About Bethany Drysdale

Bethany Drysdale
Bethany Drysdale is mom to two little princesses, and is on a mission to stock her wine rack with great-tasting wines that won't break the bank. Swim lessons and new sneakers trump the wine budget in her house, but she won't sacrifice great taste and neither should you! Read more from Bethany at Mama's Wine Rack. Bethany is a former journalist and current public relations professional who decided in 2010 to pair her love for writing with her love for wine, and Mama's Wine Rack was born. She lives in Dayton, Nev., with her daughters Emma and Abbi, husband Sean, and dog Rusty. There is a cat or two calling her doorstep home, and possibly a goldfish in her future. Follow Bethany's quest to fill her wine rack at http://MamasWineRack.com.

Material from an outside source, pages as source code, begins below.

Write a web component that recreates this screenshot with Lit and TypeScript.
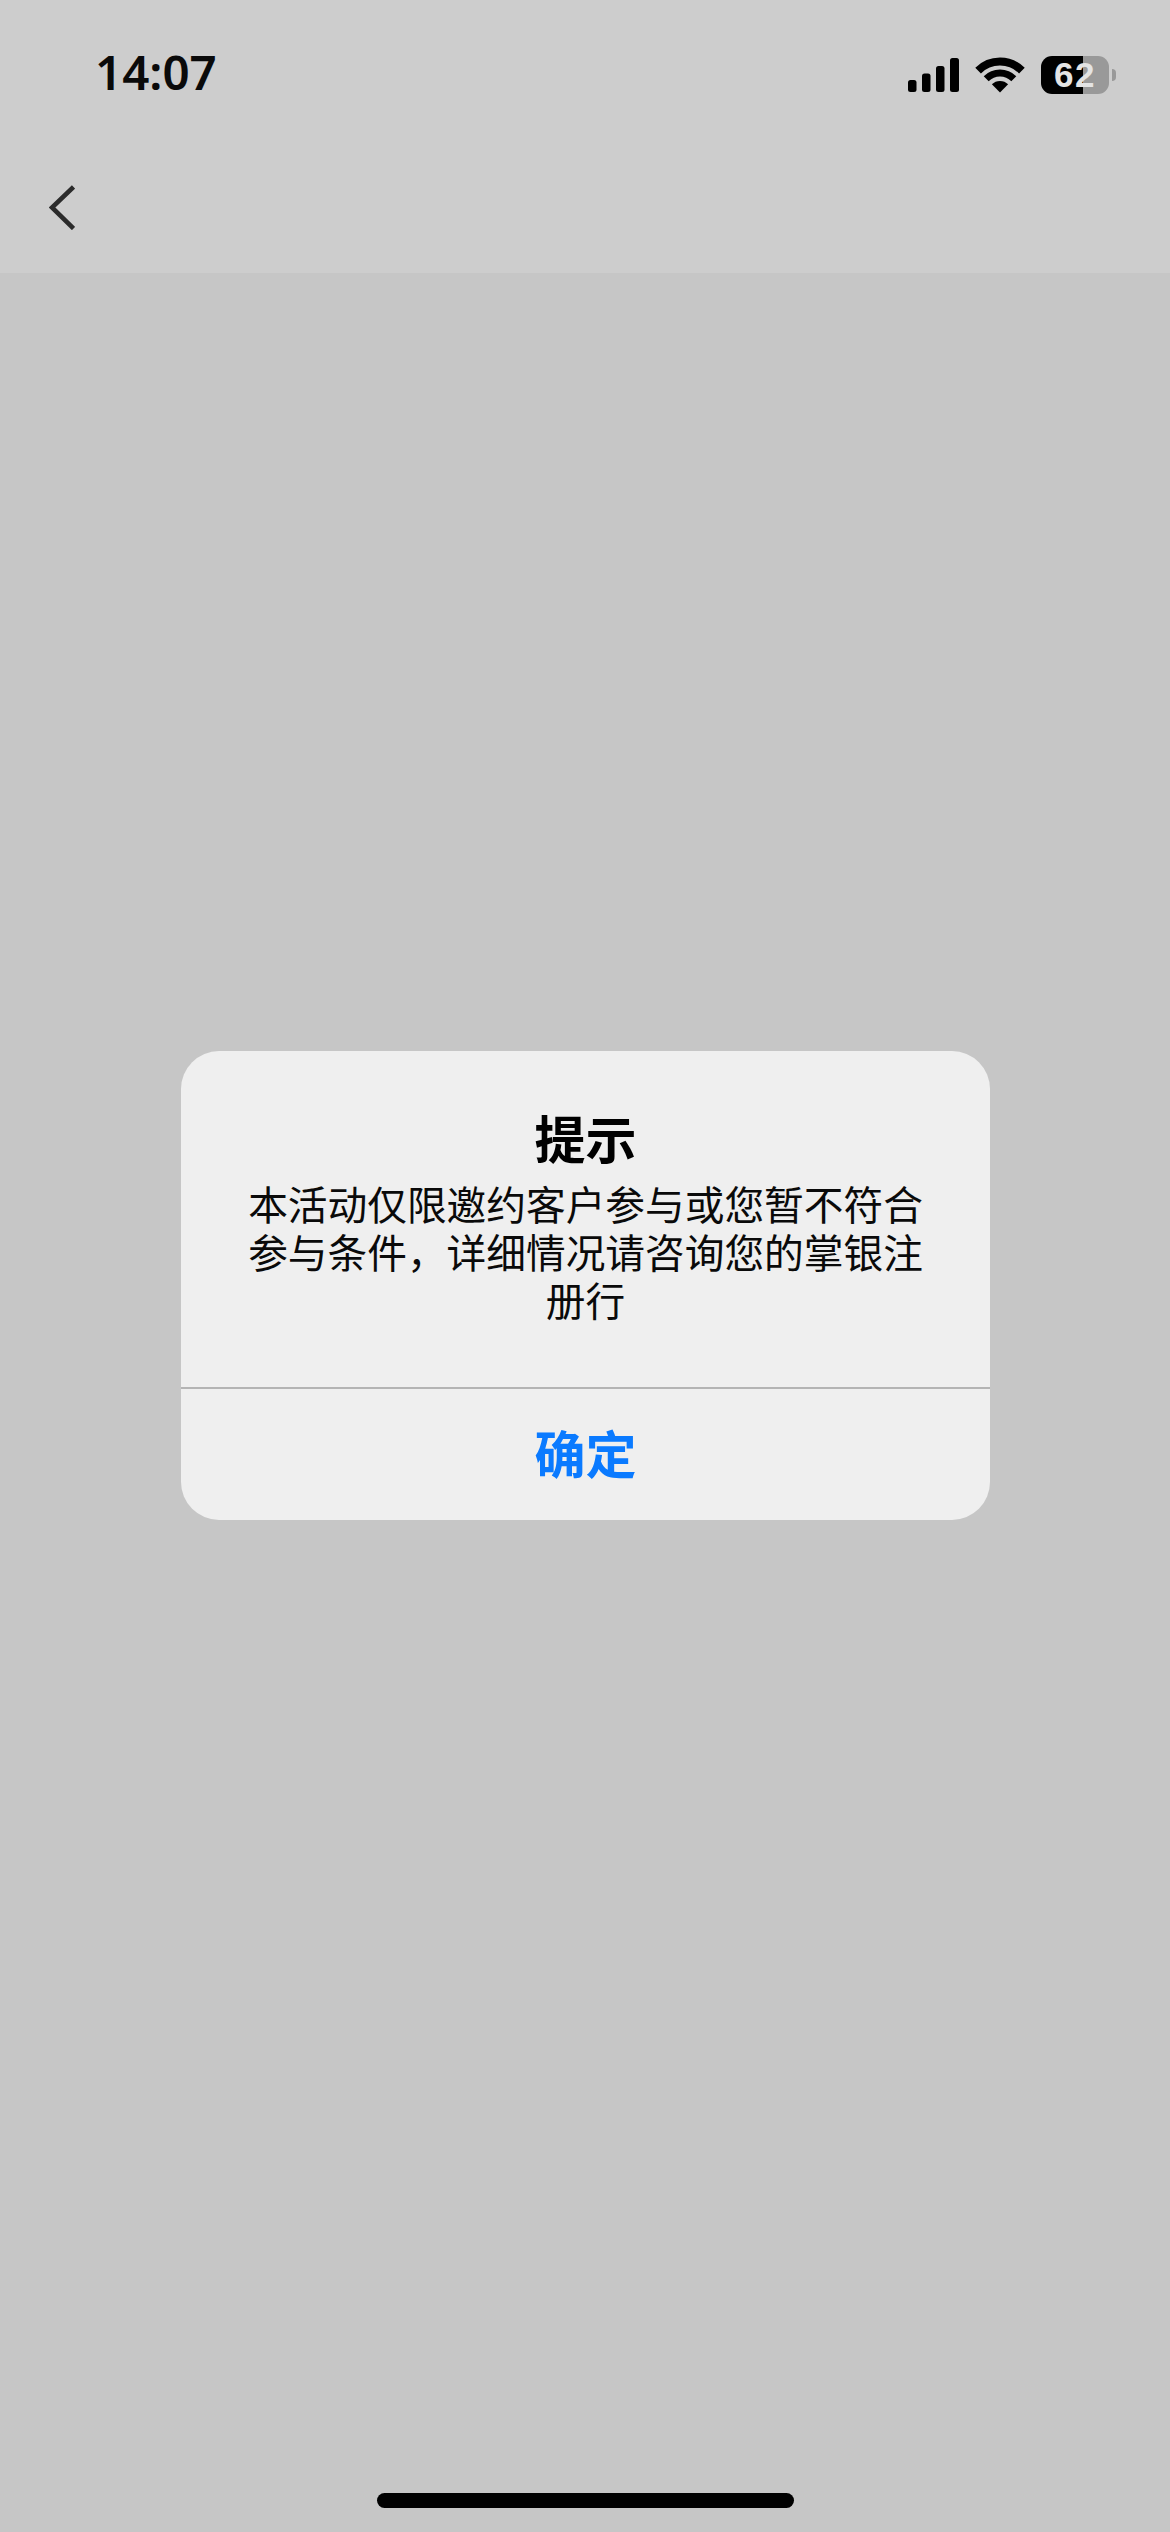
import { LitElement, html, css } from "lit";
import { customElement } from "lit/decorators.js";

@customElement("app-root")
export class AppRoot extends LitElement {
  static styles = css`
    :host {
      display: block;
      width: 1170px;
      height: 2532px;
      overflow: hidden;
      font-family: "Noto Sans CJK SC", "Noto Sans", sans-serif;
      color: #000;
    }
    .page {
      display: flex;
      flex-direction: column;
      height: 2532px;
      background: #c6c6c6;
    }
    .top {
      background: #cdcdcd;
      height: 273px;
      flex: none;
    }
    .status {
      height: 149px;
      box-sizing: border-box;
      padding: 0 54px 0 95px;
      display: flex;
      align-items: center;
      justify-content: space-between;
    }
    .time {
      font-family: "Noto Sans", sans-serif;
      font-size: 47.5px;
      font-weight: 600;
      line-height: 1;
      color: #0a0a0a;
      padding-bottom: 6px;
    }
    .icons {
      display: flex;
      align-items: center;
    }
    .signal { width: 51px; height: 34px; display: block; margin-right: 17px; }
    .wifi { width: 48px; height: 36px; display: block; margin-right: 17px; overflow: visible; }
    .battery {
      width: 68px;
      height: 38px;
      border-radius: 11px;
      background: linear-gradient(90deg, #000 0 42px, #999 42px 100%);
      display: flex;
      align-items: center;
      justify-content: center;
      font-family: "Liberation Sans", sans-serif;
      font-size: 35px;
      font-weight: 700;
      letter-spacing: 1.5px;
      line-height: 1;
      color: #e4e4e4;
    }
    .nub {
      width: 4px;
      height: 12px;
      margin-left: 3px;
      background: #999;
      border-radius: 0 6px 6px 0;
    }
    .nav {
      height: 124px;
      box-sizing: border-box;
      padding: 0 0 7px 49px;
      display: flex;
      align-items: center;
    }
    .back { width: 26px; height: 45px; display: block; }
    .main {
      flex: 1;
      padding: 778px 0 0 181px;
      display: flex;
      flex-direction: column;
      align-items: flex-start;
    }
    .dialog {
      width: 809px;
      height: 469px;
      background: #efefef;
      border-radius: 38px;
      overflow: hidden;
      display: flex;
      flex-direction: column;
      text-align: center;
    }
    .content {
      height: 336px;
      box-sizing: border-box;
      padding: 56px 48px 0;
    }
    .title {
      font-size: 51px;
      font-weight: 700;
      line-height: 60px;
      margin-bottom: 12px;
    }
    .body {
      font-size: 39.7px;
      font-weight: 400;
      line-height: 48px;
      color: #0a0a0a;
    }
    .rule {
      height: 2px;
      background: #b4b4b4;
      flex: none;
    }
    .action {
      flex: 1;
      box-sizing: border-box;
      padding-bottom: 6px;
      display: flex;
      align-items: center;
      justify-content: center;
      font-size: 51px;
      font-weight: 700;
      color: #0a7aff;
    }
    .home-area {
      flex: none;
      height: 39px;
      display: flex;
      justify-content: center;
    }
    .home {
      width: 417px;
      height: 15px;
      border-radius: 8px;
      background: #000;
    }
  `;

  render() {
    return html`
      <div class="page">
        <header class="top">
          <div class="status">
            <span class="time">14:07</span>
            <div class="icons">
              <svg class="signal" viewBox="0 0 51 34">
                <rect x="0" y="22" width="8.5" height="12" rx="2.5" />
                <rect x="14" y="15.5" width="8.5" height="18.5" rx="2.5" />
                <rect x="28" y="8" width="8.5" height="26" rx="2.5" />
                <rect x="42" y="0" width="9" height="34" rx="2.5" />
              </svg>
              <svg class="wifi" viewBox="0 0 48 36">
                <path d="M2.1 13.6A31 31 0 0 1 45.9 13.6" fill="none" stroke="#000" stroke-width="8" />
                <path d="M10.2 21.7A19.5 19.5 0 0 1 37.8 21.7" fill="none" stroke="#000" stroke-width="7" />
                <path d="M24 35.5L15.87 27.37A11.5 11.5 0 0 1 32.13 27.37Z" />
              </svg>
              <div class="battery">62</div>
              <div class="nub"></div>
            </div>
          </div>
          <div class="nav">
            <svg class="back" viewBox="0 0 26 45">
              <path d="M24.5 2L3 22.5L24.5 43.5" fill="none" stroke="#2b2b2b" stroke-width="4.6" />
            </svg>
          </div>
        </header>
        <main class="main">
          <div class="dialog">
            <div class="content">
              <div class="title">提示</div>
              <div class="body">本活动仅限邀约客户参与或您暂不符合参与条件，详细情况请咨询您的掌银注册行</div>
            </div>
            <div class="rule"></div>
            <div class="action">确定</div>
          </div>
        </main>
        <div class="home-area"><div class="home"></div></div>
      </div>
    `;
  }
}
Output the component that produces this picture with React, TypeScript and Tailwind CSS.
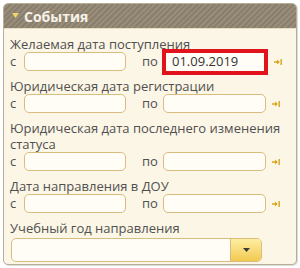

  1. Lakes Basin recreation area just past Graeagle is fantastic! Frasier falls is a paved trail with beautiful views and about 1 mile roundtrip. Perfect for very little hikers and stroller friendly. Smith lake is an easy hike and Sierra buttes is beautiful, but has a dangerous staircase and some steep drop offs so I wouldn’t recommend for younger kids. The whole area has miles and miles of trails and lakes and tons of camping. It is the area’s best kept secret!

  2. I’m new to the area and paranoid about bears. What are the chances of running into one on these trails? Am I being crazy?

  3. Rj. I have lived here my whole life and have never run into a bear. Chances are very slim with it being moat likely in the early spring or late fall. I would not stress about it.

    Thanks for this great article as I have been trying to decide on some baby friendly trails. These are definitely some good ones

  4. I rely enjoyed the galena creek hike, there are a few different ones to choose from depending on level of difficulty and how many miles you want to do but it was one of my families favorites. Lots of “nature” to see and beautiful views. Hiked with our 16 month old at the time (she’s 18 months now).